La désindustrialisation, les inégalités de race et de classe, le dysfonctionnement des institutions et divers problèmes de la ville postfordiste sont largement évoqués. « Dans The Wire, on cherche à réfléchir à ce que les institutions font aux individus, que ce soit la bureaucratie, les organisations criminelles, la culture de l’addiction aux substances, et même le capitalisme sauvage », souligne le coréalisateur David Simon. Les institutions ne semblent pas pouvoir évoluer de l’intérieur et la description réaliste s’oppose à la vision idéaliste des sociaux-démocrates.
Marc V. Levine observe la série The Wire comme une critique du capitalisme néolibéral. « The Wire vise à dépeindre un monde où les capitalistes ont remporté un triomphe absolu, où la classe ouvrière est marginalisée et où les intérêts financiers ont acheté une part d’infrastructure politique suffisamment grande pour empêcher toute réforme », confirme David Simon. Le froid mécanisme des institutions écrase les êtres humains. La série permet de nuancer la propagande optimiste des institutions et des politiques publiques. Elle décrit bien une situation sociale qui ne cesse de se dégrader.
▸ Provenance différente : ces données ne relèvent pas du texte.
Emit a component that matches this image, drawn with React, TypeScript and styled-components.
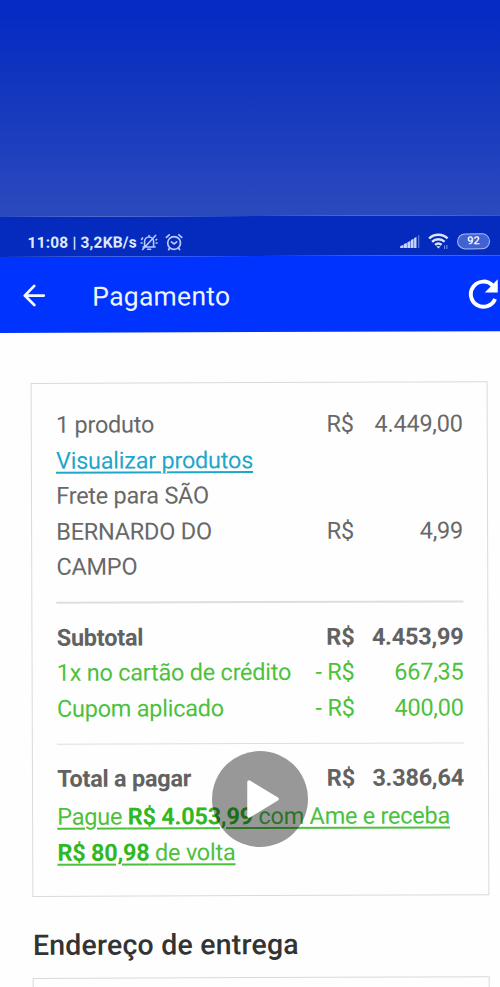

La désindustrialisation alimente un chômage de masse. Avec la disparition de l’emploi, une « économie parallèle » se développe, fondée sur le trafic de drogue. La violence et l’incarcération ne cessent alors d’augmenter. Ce constat implacable s’attire la rancœur des responsables politiques qui dénoncent un tableau trop sombre, nuisible à l’image de la ville de Baltimore. Mais la gauche américaine, avec son optimisme volontariste et militant, estime que la série ne montre aucune possibilité de changement. Effectivement, la société capitaliste ne peut pas être mieux gérée ou améliorée et seule sa destruction peut apporter une véritable solution.
La série illustre les recherches universitaires pour montrer une complexité sociologique. Les inégalités sociales s’expliquent par différents facteurs. The Wire permet de déconstruire les clichés sur les populations des quartiers noirs. Selon Anmol Chaddha et William Julius Wilson, « les spectateurs se rendent compte que les décisions individuelles et les comportements sont souvent façonnés, et surtout contraints, par des forces économiques, politiques et sociales qui échappent au contrôle des individus ». Les individus ne peuvent pas agir face à leur situation mais sont enfermés dans un cadre social qui maintien les inégalités.
Mais la série montre davantage les conséquences des politiques urbaines que les causes et les processus sociaux.
Pour Peter Dreier et John Atlas, la série montre une société inégalitaire et immuable. « La ville qu’elle dépeint est un cauchemar dystopique, un réseau fait d’oppression et de pathologie sociale d’où il est impossible de s’échapper », estiment les deux universitaires. La série n’est pas optimiste par rapport à la possibilité de changer cette situation. « Non, je ne crois pas. Pas dans le système politique actuel », répond David Simon le créateur de la série. Cette réponse à l’image de The Wire peut paraître pessimiste, cynique ou même nihiliste. Mais elle semble surtout réaliste. La société et la politique urbaine ne peuvent pas être mieux gérées ou même améliorées. Pour véritablement changer cette situation, seul un renversement de l’ordre social et politique peut ouvrir de nouvelles possibilités. La série se révèle alors plus lucide que les universitaires qui croient aux politiques publiques, au gauchisme au syndicalisme ou à l’humanitaire. Mais la série semble également misérabiliste. Les pauvres apparaissent uniquement comme des victimes et non pas comme des individus capables d’agir et de s’organiser pour se révolter.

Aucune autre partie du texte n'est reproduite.